● Aim of the task: Set the listing down again exactly, please, apart from its pictures.

● Source excerpt:
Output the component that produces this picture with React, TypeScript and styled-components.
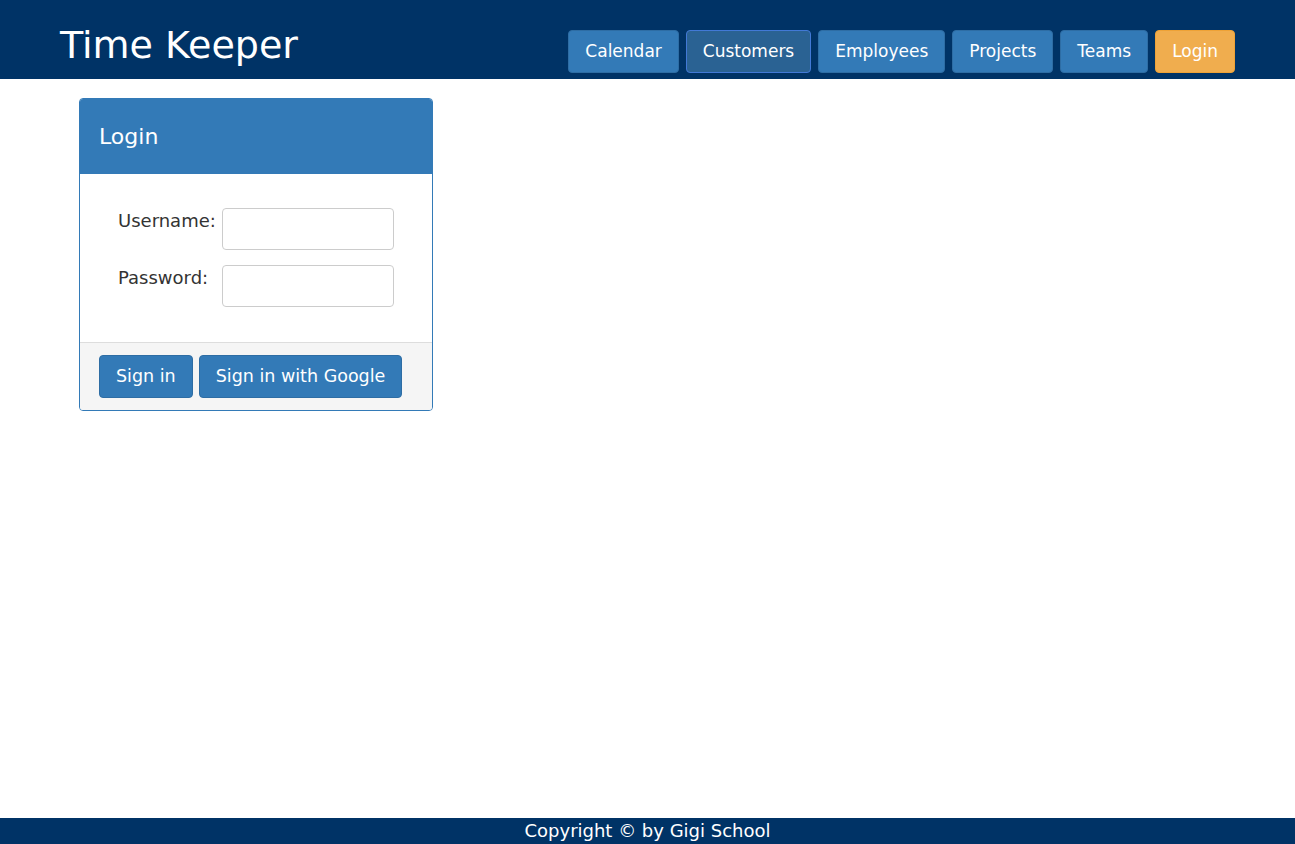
import React, { FC, useState } from 'react'
import styled, { createGlobalStyle, css } from 'styled-components'

const GlobalStyle = createGlobalStyle`
    html, body {
        margin: 0;
        padding: 0;
    }
    body {
        font-family: "DejaVu Sans", Verdana, sans-serif;
        color: #333;
        background: #fff;
    }
    * {
        box-sizing: border-box;
    }
`

const Page = styled.div`
    min-height: 100vh;
    display: flex;
    flex-direction: column;
`

const Header = styled.header`
    height: 79px;
    background: #003366;
    display: flex;
    align-items: flex-end;
    justify-content: space-between;
    padding: 0 60px 6px 60px;
`

const Title = styled.div`
    color: #fff;
    font-size: 38px;
    line-height: 44px;
    margin-bottom: 6px;
`

const Nav = styled.nav`
    display: flex;
    gap: 7px;
`

type Variant = 'primary' | 'active' | 'warning'

const variants = {
    primary: css`
        background: #337ab7;
        border-color: #2e6da4;
    `,
    active: css`
        background: #2a6293;
        border-color: #4279d6;
    `,
    warning: css`
        background: #f0ad4e;
        border-color: #eea236;
    `,
}

const Button = styled.button<{ $variant?: Variant; $size?: number }>`
    font-family: inherit;
    font-size: ${p => p.$size || 17}px;
    line-height: 21px;
    padding: 10px 16px;
    color: #fff;
    border: 1px solid;
    border-radius: 4px;
    cursor: pointer;
    ${p => variants[p.$variant || 'primary']}
`

const Main = styled.main`
    flex: 1;
    padding: 19px 79px;
`

const Panel = styled.section`
    width: 354px;
    border: 1px solid #337ab7;
    border-radius: 4px;
    overflow: hidden;
`

const PanelHeading = styled.div`
    background: #337ab7;
    color: #fff;
    font-size: 22px;
    line-height: 26px;
    padding: 25px 19px 24px;
`

const PanelBody = styled.div`
    display: flex;
    justify-content: center;
    padding: 34px 0 35px;
`

const FormGrid = styled.div`
    display: grid;
    grid-template-columns: 99px 172px;
    column-gap: 5px;
    row-gap: 15px;
`

const Label = styled.label`
    font-size: 18px;
    line-height: 22px;
    padding-top: 2px;
    color: #333;
`

const Input = styled.input`
    width: 172px;
    height: 42px;
    border: 1px solid #ccc;
    border-radius: 4px;
    font-family: inherit;
    font-size: 16px;
    padding: 6px 10px;
`

const PanelFooter = styled.div`
    background: #f5f5f5;
    border-top: 1px solid #ddd;
    padding: 12px 19px;
    display: flex;
    gap: 6px;
`

const Footer = styled.footer`
    height: 26px;
    background: #003366;
    color: #fff;
    text-align: center;
    font-size: 18px;
    line-height: 26px;
`

const navItems: { label: string; variant: Variant }[] = [
    { label: 'Calendar', variant: 'primary' },
    { label: 'Customers', variant: 'active' },
    { label: 'Employees', variant: 'primary' },
    { label: 'Projects', variant: 'primary' },
    { label: 'Teams', variant: 'primary' },
    { label: 'Login', variant: 'warning' },
]

const App: FC = () => {
    const [username, setUsername] = useState('')
    const [password, setPassword] = useState('')

    return (
        <Page>
            <GlobalStyle />
            <Header>
                <Title>Time Keeper</Title>
                <Nav>
                    {navItems.map(item => (
                        <Button key={item.label} $variant={item.variant}>
                            {item.label}
                        </Button>
                    ))}
                </Nav>
            </Header>
            <Main>
                <Panel>
                    <PanelHeading>Login</PanelHeading>
                    <PanelBody>
                        <FormGrid>
                            <Label htmlFor="username">Username:</Label>
                            <Input
                                id="username"
                                value={username}
                                onChange={e => setUsername(e.target.value)}
                            />
                            <Label htmlFor="password">Password:</Label>
                            <Input
                                id="password"
                                type="password"
                                value={password}
                                onChange={e => setPassword(e.target.value)}
                            />
                        </FormGrid>
                    </PanelBody>
                    <PanelFooter>
                        <Button $size={17.5}>Sign in</Button>
                        <Button $size={17.5}>Sign in with Google</Button>
                    </PanelFooter>
                </Panel>
            </Main>
            <Footer>Copyright © by Gigi School</Footer>
        </Page>
    )
}

export default App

● Result of the exercise:
Output the component that produces this picture with React, TypeScript and styled-components.
import React, { FC, useState } from 'react'
import styled, { createGlobalStyle, css } from 'styled-components'

const GlobalStyle = createGlobalStyle`
    html, body {
        margin: 0;
        padding: 0;
    }
    body {
        font-family: "DejaVu Sans", Verdana, sans-serif;
        color: #333;
        background: #fff;
    }
    * {
        box-sizing: border-box;
    }
`

const Page = styled.div`
    min-height: 100vh;
    display: flex;
    flex-direction: column;
`

const Header = styled.header`
    height: 79px;
    background: #003366;
    display: flex;
    align-items: flex-end;
    justify-content: space-between;
    padding: 0 60px 6px 60px;
`

const Title = styled.div`
    color: #fff;
    font-size: 38px;
    line-height: 44px;
    margin-bottom: 6px;
`

const Nav = styled.nav`
    display: flex;
    gap: 7px;
`

type Variant = 'primary' | 'active' | 'warning'

const variants = {
    primary: css`
        background: #337ab7;
        border-color: #2e6da4;
    `,
    active: css`
        background: #2a6293;
        border-color: #4279d6;
    `,
    warning: css`
        background: #f0ad4e;
        border-color: #eea236;
    `,
}

const Button = styled.button<{ $variant?: Variant; $size?: number }>`
    font-family: inherit;
    font-size: ${p => p.$size || 17}px;
    line-height: 21px;
    padding: 10px 16px;
    color: #fff;
    border: 1px solid;
    border-radius: 4px;
    cursor: pointer;
    ${p => variants[p.$variant || 'primary']}
`

const Main = styled.main`
    flex: 1;
    padding: 19px 79px;
`

const Panel = styled.section`
    width: 354px;
    border: 1px solid #337ab7;
    border-radius: 4px;
    overflow: hidden;
`

const PanelHeading = styled.div`
    background: #337ab7;
    color: #fff;
    font-size: 22px;
    line-height: 26px;
    padding: 25px 19px 24px;
`

const PanelBody = styled.div`
    display: flex;
    justify-content: center;
    padding: 34px 0 35px;
`

const FormGrid = styled.div`
    display: grid;
    grid-template-columns: 99px 172px;
    column-gap: 5px;
    row-gap: 15px;
`

const Label = styled.label`
    font-size: 18px;
    line-height: 22px;
    padding-top: 2px;
    color: #333;
`

const Input = styled.input`
    width: 172px;
    height: 42px;
    border: 1px solid #ccc;
    border-radius: 4px;
    font-family: inherit;
    font-size: 16px;
    padding: 6px 10px;
`

const PanelFooter = styled.div`
    background: #f5f5f5;
    border-top: 1px solid #ddd;
    padding: 12px 19px;
    display: flex;
    gap: 6px;
`

const Footer = styled.footer`
    height: 26px;
    background: #003366;
    color: #fff;
    text-align: center;
    font-size: 18px;
    line-height: 26px;
`

const navItems: { label: string; variant: Variant }[] = [
    { label: 'Calendar', variant: 'primary' },
    { label: 'Customers', variant: 'active' },
    { label: 'Employees', variant: 'primary' },
    { label: 'Projects', variant: 'primary' },
    { label: 'Teams', variant: 'primary' },
    { label: 'Login', variant: 'warning' },
]

const App: FC = () => {
    const [username, setUsername] = useState('')
    const [password, setPassword] = useState('')

    return (
        <Page>
            <GlobalStyle />
            <Header>
                <Title>Time Keeper</Title>
                <Nav>
                    {navItems.map(item => (
                        <Button key={item.label} $variant={item.variant}>
                            {item.label}
                        </Button>
                    ))}
                </Nav>
            </Header>
            <Main>
                <Panel>
                    <PanelHeading>Login</PanelHeading>
                    <PanelBody>
                        <FormGrid>
                            <Label htmlFor="username">Username:</Label>
                            <Input
                                id="username"
                                value={username}
                                onChange={e => setUsername(e.target.value)}
                            />
                            <Label htmlFor="password">Password:</Label>
                            <Input
                                id="password"
                                type="password"
                                value={password}
                                onChange={e => setPassword(e.target.value)}
                            />
                        </FormGrid>
                    </PanelBody>
                    <PanelFooter>
                        <Button $size={17.5}>Sign in</Button>
                        <Button $size={17.5}>Sign in with Google</Button>
                    </PanelFooter>
                </Panel>
            </Main>
            <Footer>Copyright © by Gigi School</Footer>
        </Page>
    )
}

export default App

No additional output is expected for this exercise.